La porteuse de mots

roman d'Anne POUGET

Qui t'as mis en tête qu'un jour nous sortirons de notre condition ?

Casterman, 2016, 204 p. (poche)
Casterman, 2016, 204 p. (poche)

Mai 1499.

"À l'eau ! À l'eau ! Qui veut de ma bonne eau ?" Du matin au soir, Pernelle arpente les rues de Paris. Sur ses épaules, deux lourds seaux remplis de l'eau qu'elle propose aux passants contre un peu d'argent pour aider sa famille pauvre.

 

Pourtant, la petite porteuse d'eau caresse un rêve secret : apprendre à lire et à écrire. Dans sa poche, elle conserve un papier froissé couvert de mots qu'elle s'acharne à déchiffrer. 

 

Son projet semble inaccessible... jusqu'au jour où elle fait la connaissance d'Enzo, un jeune étudiant en médecine italien prêt à lui donner des leçons.
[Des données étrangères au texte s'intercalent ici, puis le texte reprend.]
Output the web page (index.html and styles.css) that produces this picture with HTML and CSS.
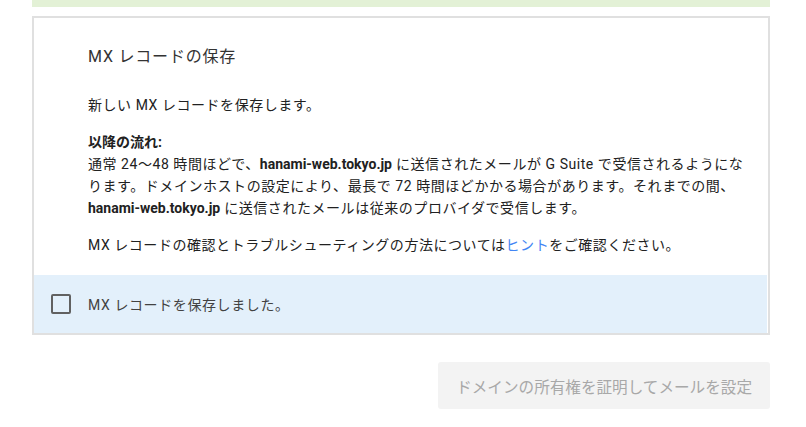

Mais comment trouver le temps de s'instruire quand sa condition impose autant de corvées ?

Mon avis :

Ce roman est une mine d'informations sur la vie quotidienne au Moyen Age !

Avec l'activité de porteuse d'eau de Pernelle, on comprend d'emblée combien il était difficile de s'approvisionner à l'époque. Les gens manquent d'hygiène (ils jettent le contenu des pots de chambre par la fenêtre !), la ville est sale, et les maladies sont légion. C'est un Paris très vivant que nous peint l'auteur, nous immergeant dans l'effervescence de ses rues où se côtoient marchands, magistrats, hommes d'Eglise ou simples habitants vacants à leurs occupations. Sans cesse en déplacement, l'héroïne nous mène d'une scène à l'autre, depuis la Seine où son père le "débardeur" extrait le bois flotté tandis que son frère le "déchireur de nefs" démonte les épaves de bateaux, jusqu'à la salle d'audience où l'on assiste, amusé, à la plaidoirie d'un "avocat des animaux" !

 

Mais ce qui fascine le plus Pernelle, c'est l'école des arts de la médecine. La jeune fille a en effet davantage d'ambition que de faire "comme les gens de notre condition : tu te marieras avec un brave homme et tu t'occuperas de tes enfants" ! Fascinée par le monde du livre, elle profite "de la chance qui nous tend les bras" pour apprendre à lire, côtoyer une ciseleuse d'ivoire qui réalise des décorations de couvertures, et même l'imprimeur le plus en vue de l'époque (qui a réellement existé), Aldo Manuzio. On sent que l'on est à une époque charnière, où les connaissances prennent peu à peu le pas sur les croyances et les superstitions. Le parcours de Pernelle, s'il est semé de malheurs, lui fournira malgré tout l'opportunité de s'instruire, démontrant qu'avec motivation et courage, on peut accéder à ses rêves : "Nous avons accompli de belles choses".